The following is a guest post by my friend and former online student, Jim Vinoski. It’s wonderful to have Jim’s contribution.
In Free Our Markets, Chapter Four, “Ownership Matters,” you’ll read, “Private owners have strong incentives to look after their property so that it can be a source of profits and other benefits to them year after year.”
I happened upon a very visible example of this about a dozen years ago when I had the opportunity to see Mt. St. Helens firsthand. On my drive to the mountain, evidence of the famous 1980 eruption started to appear some thirty miles away from the peak, with visible major silting in the Cowlitz River and Hoffstadt Creek; yet there was little indication in the surrounding forest of the blast zone the volcano had created all those years ago. The lush Douglas firs were growing in abundance for many miles – until about ten miles from the caldera, when they abruptly ended in a very obvious line. For the rest of the trip, the terrain was a near-moonscape, with only occasional growths of hardscrabble scrub here and there in the ash-covered wilderness. That sudden change from a luxuriant forest to a barren landscape puzzled me.
At the Johnston Ridge Observatory Visitor Center, I learned the reason. The lush growth was on land owned by Weyerhaeuser Company, which aggressively replanted beginning almost immediately after the eruption was over. The moonscape was owned by the federal government – namely, the US Forest Service – which decided to let it regrow naturally to see what would happen after such a cataclysm.
The private owner Weyerhaeuser had an obvious financial incentive to get the forest back into shape quickly. You can read all about their recovery and reforestation activities here. I highly recommend you check it out – it’s a fascinating story. Not only did the company salvage enormous quantities of dead and damaged trees (enough to build 85,000 new three-story homes) to clear the ruined landscape, but they also burned away anything not salvageable, then literally dug through the ash to reach good soil in which to plant millions upon millions of seedlings. They found that the forest and the accompanying wildlife returned quickly to good health. They began harvesting those now-grown seedlings in 2005, finally beginning to realize a return on their enormous investment.
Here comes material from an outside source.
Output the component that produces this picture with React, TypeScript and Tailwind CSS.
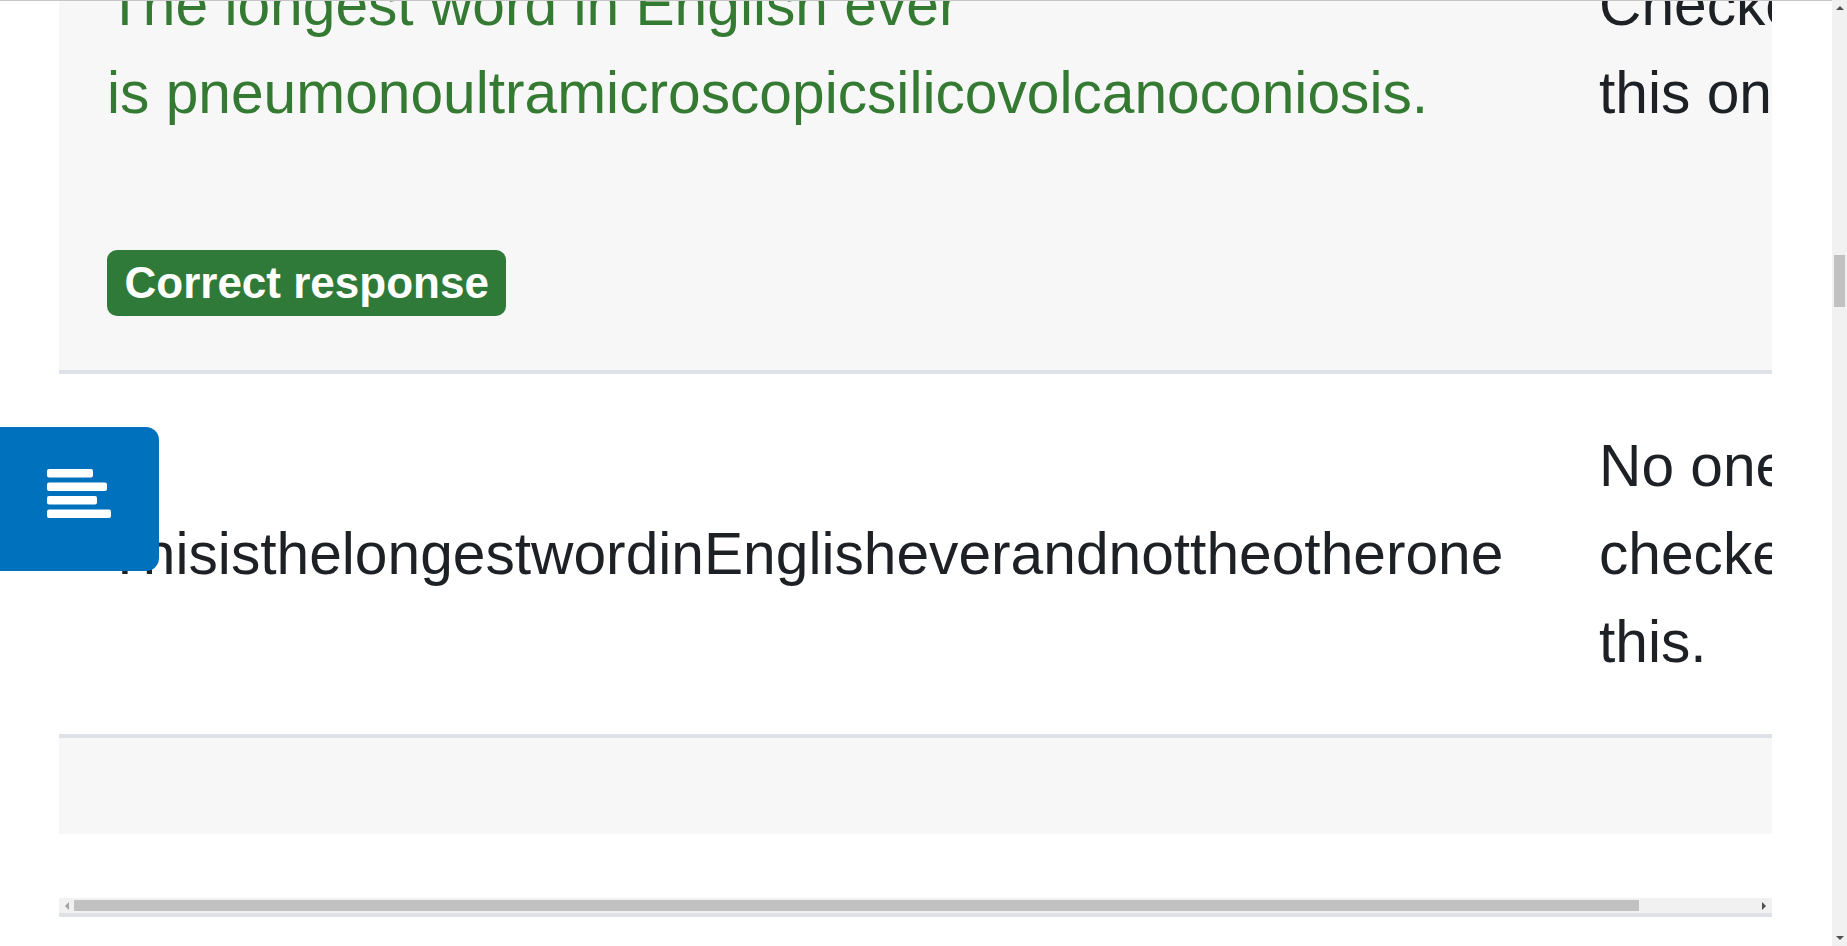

Along the way they’ve regrown a beautiful western forest that benefits not only the Weyerhaeuser bottom line, but visitors like me, hunters, and other sportsmen as well.
The taxpayer-financed US Forest Service has no profit motive, a fact made abundantly clear in Free Our Markets in its review of that agency’s loss-making building of logging roads in Alaska’s Tongass National Forest. At Mt. St. Helens, the Forest Service has done pretty much nothing with its public land, by design, not even salvaging downed lumber. That inactivity may have its own reward in helping us better understand natural cycles, but I’ll let you decide for yourself whether their approach or the market-driven one has been more beneficial to society as a whole.